I feel at peace with my Mom’s death. Partly I’m relieved that she’s no longer confined to a bed with a stomach tube. I’m relieved that her health will no longer create havoc in my sister’s life or discord between all of my siblings. I’m relieved to not have the psychic burden of hearing that she’s dead.

I accept that my mom has died in that she was 78 and her health was in long decline. I’ve said all of my good-byes to her and soaked up her stories. In November, I sat with her in the hospital and we sang every standard both of us knew; songs as old as “Pennies from Heaven” and as new as “Close to You.”

Neither of my parents ever accepted the deaths of their parents very well. My dad would spend Father’s Day holed up in the bedroom trying to sleep through to Monday. My mom, always affable when drunk, would sometimes wail late at night and cry for her mom and dad.

This is how unprocessed grief ruins us. We go on the lam from the hurt, and it makes us look over our shoulder.

But my understanding of death has changed, too. It honestly doesn’t seem so bad any more. I was always afraid of it–more so after my father died. I thought I was next, for sure. I could never imagine how someone could want to die the way, I think, my grandfather did when his time was up.

My buddy Mike’s atheistic take on death sums up to this: When I’m dead, it will be like before I was born. There was nothing bad, frightening, or dreadful about that time, so why should death be any different.

I’m only now starting to see his point. Discounting the idea of going to Hell, which has always seemed logically implausible to me, death is, at its worst, like going to sleep.

Sleep well, Mama. I hope to see you again.

death grief

Mom, 1928-2007

My mother died Sunday night. It occurred to me then how frightening the world is when your mother is no longer alive.

My mother was a source of grace. She knew every song on the radio and could sing it, well. She knew almost every correct answer on the TV game shows.

I could never stump my mom on a definition or a spelling of a word. She had an incredible capacity for language.

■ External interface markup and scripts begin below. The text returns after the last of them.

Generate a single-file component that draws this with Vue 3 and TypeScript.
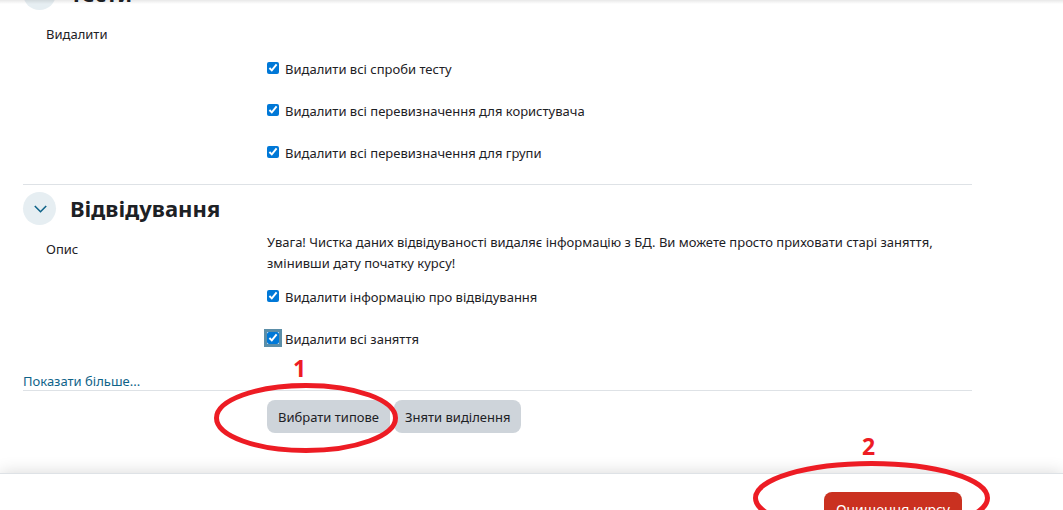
<script setup lang="ts">
import { ref } from 'vue'

interface Option {
  id: string
  label: string
  checked: boolean
  focused?: boolean
}

const quizOptions = ref<Option[]>([
  { id: 'quiz-attempts', label: 'Видалити всі спроби тесту', checked: true },
  { id: 'quiz-user', label: 'Видалити всі перевизначення для користувача', checked: true },
  { id: 'quiz-group', label: 'Видалити всі перевизначення для групи', checked: true },
])

const attendanceOptions = ref<Option[]>([
  { id: 'att-log', label: 'Видалити інформацію про відвідування', checked: true },
  { id: 'att-sessions', label: 'Видалити всі заняття', checked: true, focused: true },
])
</script>

<template>
  <div class="page">
    <form id="reset-form" class="form" @submit.prevent>
      <section class="section scrolled">
        <header class="heading">
          <button type="button" class="toggle" aria-label="Тести">
            <svg width="14" height="14" viewBox="0 0 14 14"><path d="M1.8 4 L7.5 9.7 L13.2 4" /></svg>
          </button>
          <h3>Тести</h3>
        </header>
        <div class="row">
          <div class="name">Видалити</div>
        </div>
        <div class="options first">
          <div v-for="o in quizOptions" :key="o.id" class="option">
            <input :id="o.id" v-model="o.checked" type="checkbox" />
            <label :for="o.id">{{ o.label }}</label>
          </div>
        </div>
      </section>

      <section class="section ruled">
        <header class="heading">
          <button type="button" class="toggle" aria-label="Відвідування">
            <svg width="14" height="14" viewBox="0 0 14 14"><path d="M1.8 4 L7.5 9.7 L13.2 4" /></svg>
          </button>
          <h3>Відвідування</h3>
        </header>
        <div class="row">
          <div class="name">Опис</div>
          <p class="text">Увага! Чистка даних відвідуваності видаляє інформацію з БД. Ви можете просто приховати старі заняття, змінивши дату початку курсу!</p>
        </div>
        <div class="options">
          <div v-for="o in attendanceOptions" :key="o.id" class="option">
            <input :id="o.id" v-model="o.checked" type="checkbox" :class="{ focused: o.focused }" />
            <label :for="o.id">{{ o.label }}</label>
          </div>
        </div>
        <a href="#" class="more">Показати більше...</a>
      </section>

      <div class="actions">
        <button type="button" class="btn">Вибрати типове</button>
        <button type="button" class="btn">Зняти виділення</button>
      </div>
    </form>

    <footer class="footer">
      <button type="submit" form="reset-form" class="btn danger">Очищення курсу</button>
    </footer>

    <div class="topshade"></div>
    <div class="mark one">
      <span>1</span>
      <svg width="184" height="70" viewBox="0 0 184 70"><ellipse cx="92" cy="35" rx="89.5" ry="32.5" /></svg>
    </div>
    <div class="mark two">
      <span>2</span>
      <svg width="237" height="74" viewBox="0 0 237 74"><ellipse cx="118.5" cy="37" rx="116" ry="34.5" /></svg>
    </div>
  </div>
</template>

<style>
body {
  margin: 0;
  background: #fff;
}
</style>

<style scoped>
.page {
  position: relative;
  height: 100vh;
  overflow: hidden;
  font-family: "Noto Sans", "Open Sans", sans-serif;
  font-size: 13px;
  line-height: 21px;
  color: #1d2125;
}
.form {
  padding: 0 91px 0 23px;
}
.section {
  box-sizing: border-box;
}
.scrolled {
  margin-top: -23px;
  padding-bottom: 20px;
}
.ruled {
  border-top: 1px solid #dee2e6;
  padding-top: 7px;
}
.heading {
  display: flex;
  align-items: center;
  gap: 14px;
}
.toggle {
  width: 33px;
  height: 33px;
  padding: 0;
  border: 0;
  border-radius: 50%;
  background: #e6eef2;
  display: flex;
  align-items: center;
  justify-content: center;
}
.toggle svg {
  fill: none;
  stroke: #0f6389;
  stroke-width: 1.6;
}
h3 {
  margin: 0;
  font-size: 22px;
  line-height: 33px;
  font-weight: 700;
}
.row {
  display: grid;
  grid-template-columns: 244px 1fr;
  padding-top: 7px;
}
.name {
  padding: 7px 0 0 23px;
}
.text {
  margin: 0;
}
.options {
  padding: 13px 0 0 244px;
  display: flex;
  flex-direction: column;
  gap: 21px;
}
.options.first {
  padding-top: 14px;
}
.option {
  display: flex;
  align-items: center;
}
.option input {
  width: 12px;
  height: 12px;
  margin: 0 6px 3px 0;
  accent-color: #0078d7;
}
.option input.focused {
  outline: 3px solid #5b8ea8;
  outline-offset: 0;
}
.more {
  display: block;
  margin-top: 22px;
  line-height: 18px;
  color: #0f6389;
  text-decoration: none;
}
.actions {
  border-top: 1px solid #dee2e6;
  padding: 9px 0 0 244px;
  display: flex;
  gap: 4px;
}
.btn {
  box-sizing: border-box;
  height: 33px;
  padding: 1px 11px 0;
  border: 0;
  border-radius: 8px;
  background: #ced4da;
  color: #1d2125;
  font: inherit;
}
.footer {
  margin-top: 40px;
  border-top: 1px solid #dee2e6;
  padding: 18px 101px 18px 23px;
  display: flex;
  justify-content: flex-end;
  box-shadow: 0 0 16px rgba(0, 0, 0, 0.16);
  background: #fff;
}
.danger {
  padding: 1px 12px 0;
  background: #ca3120;
  color: #fff;
  font-size: 14px;
}
.topshade {
  position: absolute;
  inset: 0 0 auto;
  height: 4px;
  background: linear-gradient(rgba(0, 0, 0, 0.09), rgba(0, 0, 0, 0));
}
.mark {
  position: absolute;
  color: #ed1c24;
  pointer-events: none;
}
.mark span {
  display: block;
  padding-left: 79px;
  font: 700 23px/30px "Open Sans", sans-serif;
}
.mark.two span {
  padding-left: 109px;
}
.mark svg {
  display: block;
  fill: none;
  stroke: #ed1c24;
  stroke-width: 5;
}
.one {
  left: 214px;
  top: 353px;
}
.two {
  left: 753px;
  top: 431px;
}
</style>
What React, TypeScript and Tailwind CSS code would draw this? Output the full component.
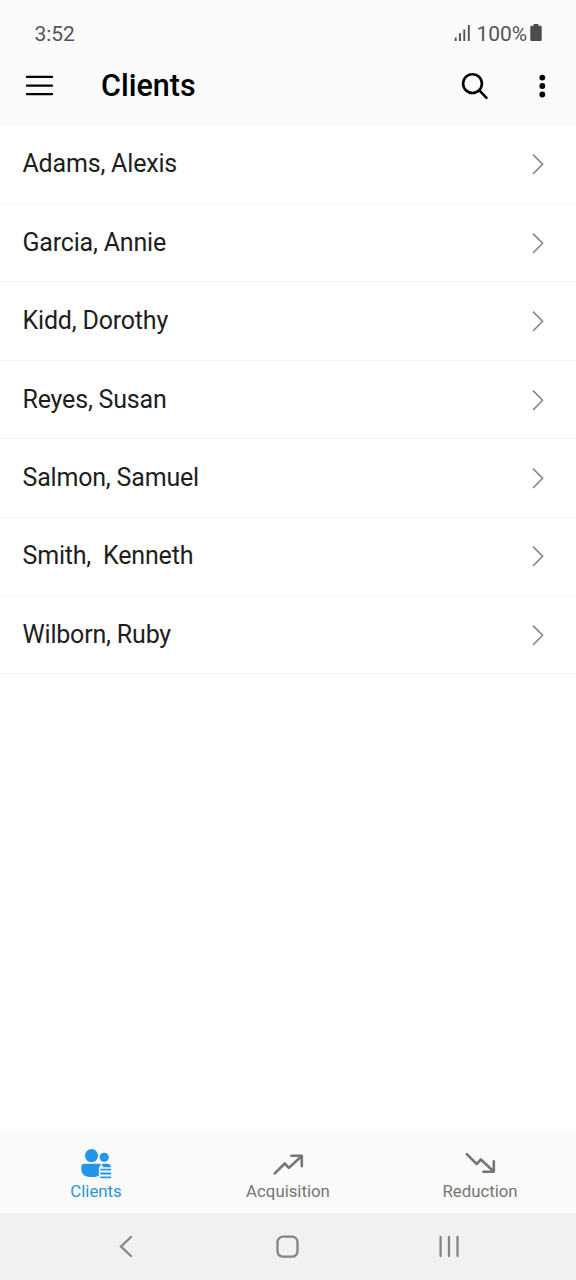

My mom and I didn’t always agree or see eye-to-eye, but I always knew that she loved me, no matter what. That is an important gift.

grief Wendy

Grief Shaved 30 Points Off My IQ

Foggy Winter Morning
Foggy Winter Morning

The whole day goes by, and I get almost nothing done. Or it feels like I get nothing done. Or I get nothing consequential done.

I’m surprised, in fact, by how fast morning turns to night. Where did it go?

Here’s what I did this week: I slowly built pyramids of laundry, dishes, and recycling. I went on walks. I paid overdue bills. I opened cupboards and didn’t close them. I lingered in public places to be around other humans but didn’t call on any friends. I half-read magazine articles. I drank. I watched movies. I slept about 10 hours a day. I went to a class. I did a very little bit of work and half-heartedly asked for more. I did my rounds on the Internet. I stewed in the hot tub. I talked to friends and family on the phone.

I feel constantly distracted and unfocused. I feel dulled. I look at what others are able to accomplish and wonder how. How do the get so much work done? How do they have so many hobbies? All I can do is impotently mark the passing of time around me.

Maybe everyone feels this way. Maybe it’s the season. Maybe I keep writing things down and never learn from them. January, not April, is the cruelest month.